— begin Listed entries —
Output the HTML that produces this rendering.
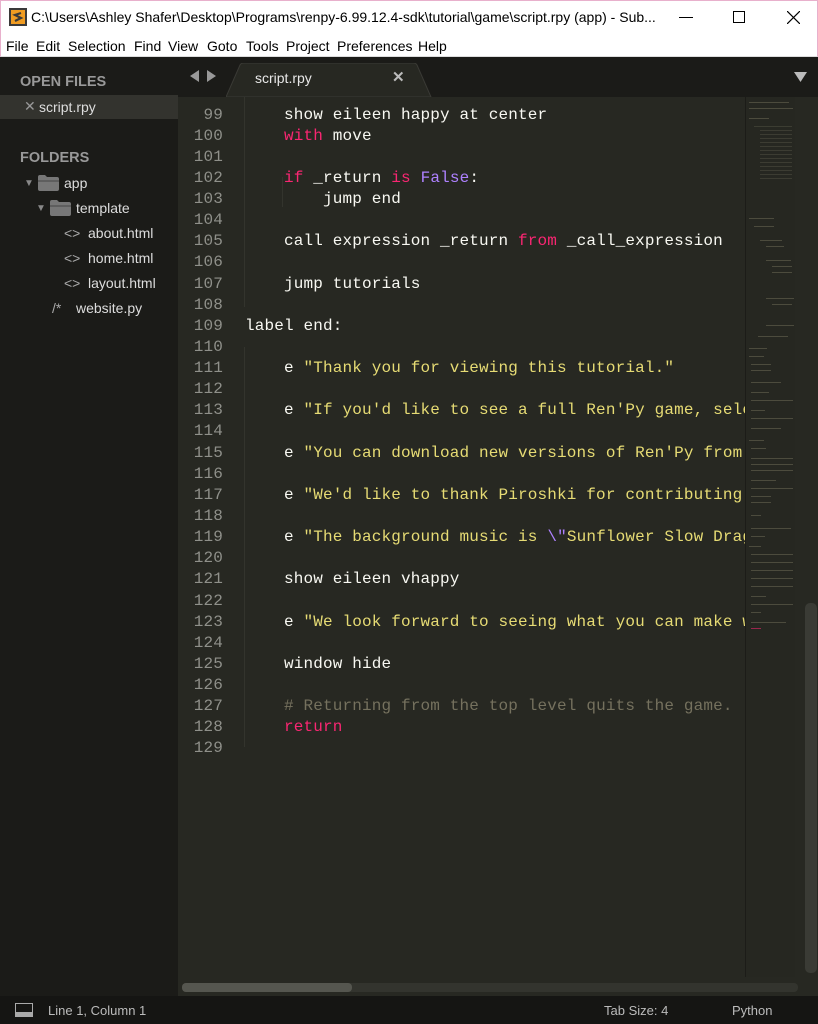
— end Listed entries —
— begin Listed entries —
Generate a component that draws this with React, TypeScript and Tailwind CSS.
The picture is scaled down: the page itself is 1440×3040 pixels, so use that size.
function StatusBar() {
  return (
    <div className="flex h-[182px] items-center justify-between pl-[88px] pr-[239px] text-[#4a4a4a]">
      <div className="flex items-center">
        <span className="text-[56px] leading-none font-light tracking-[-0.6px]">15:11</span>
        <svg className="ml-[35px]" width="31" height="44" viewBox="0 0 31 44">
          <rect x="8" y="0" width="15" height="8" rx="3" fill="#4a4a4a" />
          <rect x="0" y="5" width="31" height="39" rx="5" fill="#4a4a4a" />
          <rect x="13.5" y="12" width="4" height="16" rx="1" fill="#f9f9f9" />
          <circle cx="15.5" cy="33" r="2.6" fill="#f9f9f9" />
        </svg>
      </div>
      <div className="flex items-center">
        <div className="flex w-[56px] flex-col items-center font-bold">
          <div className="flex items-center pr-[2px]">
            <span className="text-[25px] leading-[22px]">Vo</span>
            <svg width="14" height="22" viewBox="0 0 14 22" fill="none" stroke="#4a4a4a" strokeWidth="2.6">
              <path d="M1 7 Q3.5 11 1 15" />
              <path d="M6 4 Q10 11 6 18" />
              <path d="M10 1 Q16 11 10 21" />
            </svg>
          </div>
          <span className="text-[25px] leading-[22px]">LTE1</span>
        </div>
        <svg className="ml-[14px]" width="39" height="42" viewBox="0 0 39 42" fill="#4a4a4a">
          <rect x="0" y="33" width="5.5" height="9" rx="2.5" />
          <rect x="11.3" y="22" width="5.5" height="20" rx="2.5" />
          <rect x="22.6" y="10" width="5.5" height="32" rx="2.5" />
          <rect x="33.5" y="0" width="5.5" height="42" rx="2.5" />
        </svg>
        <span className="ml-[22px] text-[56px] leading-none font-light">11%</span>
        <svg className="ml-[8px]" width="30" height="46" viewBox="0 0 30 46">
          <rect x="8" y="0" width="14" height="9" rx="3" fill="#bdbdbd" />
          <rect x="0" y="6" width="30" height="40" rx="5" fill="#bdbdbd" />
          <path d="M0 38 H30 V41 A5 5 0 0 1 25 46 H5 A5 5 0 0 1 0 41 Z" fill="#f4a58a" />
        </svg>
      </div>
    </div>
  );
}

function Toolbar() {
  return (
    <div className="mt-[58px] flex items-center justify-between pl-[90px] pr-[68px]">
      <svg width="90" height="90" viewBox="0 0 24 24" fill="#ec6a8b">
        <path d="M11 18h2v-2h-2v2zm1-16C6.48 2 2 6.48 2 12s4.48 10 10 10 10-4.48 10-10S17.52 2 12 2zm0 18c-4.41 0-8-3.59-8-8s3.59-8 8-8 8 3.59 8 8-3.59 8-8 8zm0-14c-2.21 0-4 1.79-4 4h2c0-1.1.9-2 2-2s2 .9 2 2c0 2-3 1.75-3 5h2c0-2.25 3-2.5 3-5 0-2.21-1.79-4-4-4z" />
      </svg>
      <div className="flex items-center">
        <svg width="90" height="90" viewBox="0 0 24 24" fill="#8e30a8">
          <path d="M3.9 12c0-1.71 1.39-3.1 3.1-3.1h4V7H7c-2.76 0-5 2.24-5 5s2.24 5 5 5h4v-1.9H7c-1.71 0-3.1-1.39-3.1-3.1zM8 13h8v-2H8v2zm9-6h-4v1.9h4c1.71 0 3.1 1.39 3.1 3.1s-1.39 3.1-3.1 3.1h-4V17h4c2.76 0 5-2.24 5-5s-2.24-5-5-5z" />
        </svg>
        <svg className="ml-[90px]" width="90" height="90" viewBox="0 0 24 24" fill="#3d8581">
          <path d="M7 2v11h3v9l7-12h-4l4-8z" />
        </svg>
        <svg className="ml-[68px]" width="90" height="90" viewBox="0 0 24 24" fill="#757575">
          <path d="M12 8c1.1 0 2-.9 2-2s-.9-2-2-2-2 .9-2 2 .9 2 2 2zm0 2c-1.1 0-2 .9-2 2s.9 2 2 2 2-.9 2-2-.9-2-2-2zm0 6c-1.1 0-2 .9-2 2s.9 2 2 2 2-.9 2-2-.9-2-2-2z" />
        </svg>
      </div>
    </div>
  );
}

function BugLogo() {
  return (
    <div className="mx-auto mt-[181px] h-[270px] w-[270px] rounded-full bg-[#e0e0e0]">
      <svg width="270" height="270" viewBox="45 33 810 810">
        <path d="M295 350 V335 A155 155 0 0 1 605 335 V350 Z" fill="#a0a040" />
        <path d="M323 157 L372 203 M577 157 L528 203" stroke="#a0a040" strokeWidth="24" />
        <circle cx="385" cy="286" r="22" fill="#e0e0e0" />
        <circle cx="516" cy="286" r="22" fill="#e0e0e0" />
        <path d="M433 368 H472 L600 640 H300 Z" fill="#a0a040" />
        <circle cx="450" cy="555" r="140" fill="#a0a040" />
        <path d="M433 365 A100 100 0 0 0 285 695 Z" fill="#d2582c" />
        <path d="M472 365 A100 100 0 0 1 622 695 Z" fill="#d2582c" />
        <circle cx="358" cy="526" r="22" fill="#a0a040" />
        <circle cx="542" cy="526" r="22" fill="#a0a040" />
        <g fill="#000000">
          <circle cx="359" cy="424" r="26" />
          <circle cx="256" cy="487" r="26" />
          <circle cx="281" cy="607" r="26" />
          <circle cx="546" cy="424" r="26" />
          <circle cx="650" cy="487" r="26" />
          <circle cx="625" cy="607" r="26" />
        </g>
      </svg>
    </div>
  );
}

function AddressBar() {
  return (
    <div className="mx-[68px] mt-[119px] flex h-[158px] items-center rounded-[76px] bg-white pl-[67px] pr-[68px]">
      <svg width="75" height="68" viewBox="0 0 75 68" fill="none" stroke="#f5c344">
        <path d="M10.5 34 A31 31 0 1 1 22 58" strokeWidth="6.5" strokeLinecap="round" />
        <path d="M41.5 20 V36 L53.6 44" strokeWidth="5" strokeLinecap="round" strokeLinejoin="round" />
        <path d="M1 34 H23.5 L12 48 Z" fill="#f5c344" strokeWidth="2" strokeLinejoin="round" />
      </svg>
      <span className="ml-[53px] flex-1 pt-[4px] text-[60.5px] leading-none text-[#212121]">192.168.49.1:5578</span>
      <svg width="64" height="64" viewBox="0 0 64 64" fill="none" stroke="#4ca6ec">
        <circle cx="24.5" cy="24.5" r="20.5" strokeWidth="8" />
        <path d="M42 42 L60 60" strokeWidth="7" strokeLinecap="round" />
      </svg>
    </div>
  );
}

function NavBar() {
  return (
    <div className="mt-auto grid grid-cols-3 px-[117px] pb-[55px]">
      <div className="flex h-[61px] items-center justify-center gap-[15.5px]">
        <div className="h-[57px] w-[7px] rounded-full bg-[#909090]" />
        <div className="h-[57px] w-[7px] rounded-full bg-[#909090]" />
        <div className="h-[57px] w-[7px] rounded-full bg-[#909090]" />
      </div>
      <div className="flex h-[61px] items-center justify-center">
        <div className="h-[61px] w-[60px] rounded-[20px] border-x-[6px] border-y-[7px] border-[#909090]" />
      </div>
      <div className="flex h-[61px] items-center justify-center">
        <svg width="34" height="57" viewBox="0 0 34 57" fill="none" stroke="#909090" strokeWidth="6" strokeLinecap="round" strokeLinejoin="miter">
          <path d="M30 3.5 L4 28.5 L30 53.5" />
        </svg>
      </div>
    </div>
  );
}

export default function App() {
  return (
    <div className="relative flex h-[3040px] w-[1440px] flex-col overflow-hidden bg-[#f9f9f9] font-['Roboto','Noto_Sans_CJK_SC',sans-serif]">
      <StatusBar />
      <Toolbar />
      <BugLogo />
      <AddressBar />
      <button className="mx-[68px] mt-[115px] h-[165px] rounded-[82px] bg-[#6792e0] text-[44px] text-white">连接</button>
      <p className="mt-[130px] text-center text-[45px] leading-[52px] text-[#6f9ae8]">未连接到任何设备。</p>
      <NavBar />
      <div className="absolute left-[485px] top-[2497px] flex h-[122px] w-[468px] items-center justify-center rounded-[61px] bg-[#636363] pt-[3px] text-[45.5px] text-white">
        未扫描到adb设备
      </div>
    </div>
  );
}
— end Listed entries —
#### Task statement
Sift the material for lines with the string "that". Copy each one found.

#### Solution to the problem
Output the HTML that produces this rendering.
Generate a component that draws this with React, TypeScript and Tailwind CSS.
The picture is scaled down: the page itself is 1440×3040 pixels, so use that size.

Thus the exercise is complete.